A PTE can now elect to pay tax at the entity level on behalf of resident and nonresident owners
Prior to the passage of the RELIEF Act, a PTE could make an election to pay tax at the entity level only on behalf of its Maryland resident owners. As discussed in our prior alert here, the restriction on the election to Maryland resident owners raised two concerns: (1) first, if the electing PTE was a partnership, it likely was necessary to include special allocation provisions in the operative documents for the PTE in order to ensure that the benefits and burdens of such taxes were borne solely by the Maryland resident owners; and (2) second, if the electing PTE was an S corporation with resident and nonresident owners, the inability to include a special allocation provision resulted in significant economic distortions. The revised legislation no longer limits the PTE to making the election only with respect to Maryland resident owners; instead, the revised legislation provides that if the PTE makes the election to pay the entity-level tax, the PTE must pay the tax on behalf of all of its owners, whether resident or nonresident. As a result, the new legislation eliminates the need for any special allocations and opens the door for both partnerships and S corporations to make the PTE election without any added complexity or economic distortions.

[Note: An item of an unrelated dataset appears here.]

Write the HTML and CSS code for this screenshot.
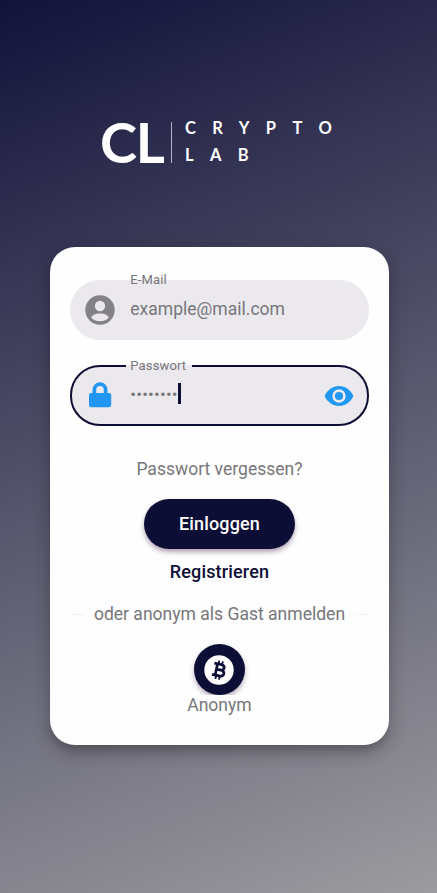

A PTE considering the election and having Maryland nonresident owners still must be wary of the potentially adverse effect of the election on the nonresident owners. Depending on the tax rules of a nonresident owner's state, nonresident owners may find that their resident state does not allow a crediting of the Maryland entity-level tax against their resident state individual income tax. Thus, while they realize the benefit of a SALT deduction when determining their federal income tax, the cost potentially is having to pay state income tax twice on the same Maryland-source income without an offsetting credit.
A PTE can now elect to pay tax at the entity level on behalf of owners that are PTEs
Prior to the passage of the RELIEF Act, a PTE could not make the election to pay tax at the entity level with respect to income allocated to another, upper-tier PTE. Because of the distinction between individual versus entity owners, this restriction implicated the same concerns regarding the need for special allocations in partnership and limited liability company agreements. The changes made by the RELIEF Act not only alleviate these concerns, but now give a tiered entity structure "two bites at the apple." For example, assume a PTE (the "Lower Tier PTE") is owned by an individual and another PTE (the "Upper Tier PTE"). The Lower Tier PTE can make the entity-level election and pay Maryland income taxes on behalf of both the individual and the Upper Tier PTE. If the Lower Tier PTE does not make the election, the Upper Tier PTE could make the election with respect to both Maryland-source income allocated to it from the Lower Tier PTE and any Maryland-source income from other sources.
If a PTE pays tax on behalf of an owner, the owner must add back the payment to its Maryland-source income
After the passage of the initial PTE legislation in 2020, it was unclear whether, and how, Maryland would ensure that taxpayers did not get the benefit of the entity-level tax as both a credit against their Maryland individual income tax and a deduction that carries over from their federal return to the determination of their Maryland taxable income on their state return. As discussed in our prior alerts, the PTE election allows the PTE to pay tax at the entity level in respect of income allocated to its owners. This creates a deduction for state taxes paid at the federal level, reducing the amount of income allocated to the owner for purposes of determining the owner's federal tax liability. Because Maryland generally conforms to the calculation of income under federal law, in the absence of any sort of adjustment to the owner's Maryland return, the owner's share of flow-through income at the state level likewise would be reduced by the amount of the tax payment, giving Maryland taxpayers a double benefit.
As anticipated, the RELIEF Act provides that if a PTE elects to pay entity-level tax on behalf of its owners, each owner must comply with a "decoupling modification" that requires the owner to add back the amount of its share of the state taxes paid for purposes of determining Maryland-source income. For example, assume a PTE owner is allocated $100 of Maryland-source income, and the PTE pays Maryland tax at an 8% rate (i.e., $8 of entity-level tax) with respect to the income allocated to the owner. At the federal level, the PTE owner would be allocated $92 of income and would pay federal tax on this $92 of income. Without the decoupling modification, the owner would report $92 of income on its Maryland return while also getting to credit the entity-level tax directly against its Maryland income tax. Assuming the same 8% tax rate, this would result in Maryland tax due from the owner of $7.36, rather than the $8 paid on the owner's behalf. The function of the decoupling modification is to add back the $8 of tax paid to the $92 of federal income, such that the owner's Maryland tax is calculated based on $100 of income (resulting in $8 of tax in our example).